MOST LIKELY TO SIGN UP FOR: “‘The Rise and Fall of Fender’s Ballroom.’ What fond memories I have of that time period,” says Prine. “That was a completely different lifetime.”

JAY BUCHANAN
OC veteran Jay Buchanan has dropped the “Buchanan” band tag—he’s just a man, no longer a band, and he’s feeling freer than ever. “I didn’t wanna do the same thing,” he says. “I’ve put out enough albums and done enough touring.” But a year of working construction by day and writing at night gave him two solo albums’ worth of new songs he describes as “if Otis Redding had fucked Van Morrison, and Joni Mitchell was the third wheel just touching herself.” (Same ol’ gift for imagery!) Of course, just when you think you’re out, they pull you in. A chance phone call from a friend now has Jay fronting a new band. He couldn’t help himself: “The energy was off the charts!” But he did change their name—from Black Summer Crush to Pleasant Return. Something subliminal there? “Yeah, right!” he laughs.

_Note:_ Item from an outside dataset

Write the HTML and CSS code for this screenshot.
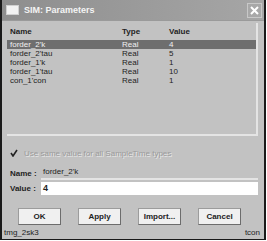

MOST LIKELY TO SIGN UP FOR: “Beer N Politics!” says Buchanan. “The more you drink, the smarter you get, right?”

 

The University By the Sea/Schooled In Song Arts and Music Festival, First Street and Linden Avenue, Long Beach; www.universitybythesea.com or www.myspace.com/schooledinsong. Sun., 10 a.m.-10 p.m. Mostly free (some classes have small fees). All ages.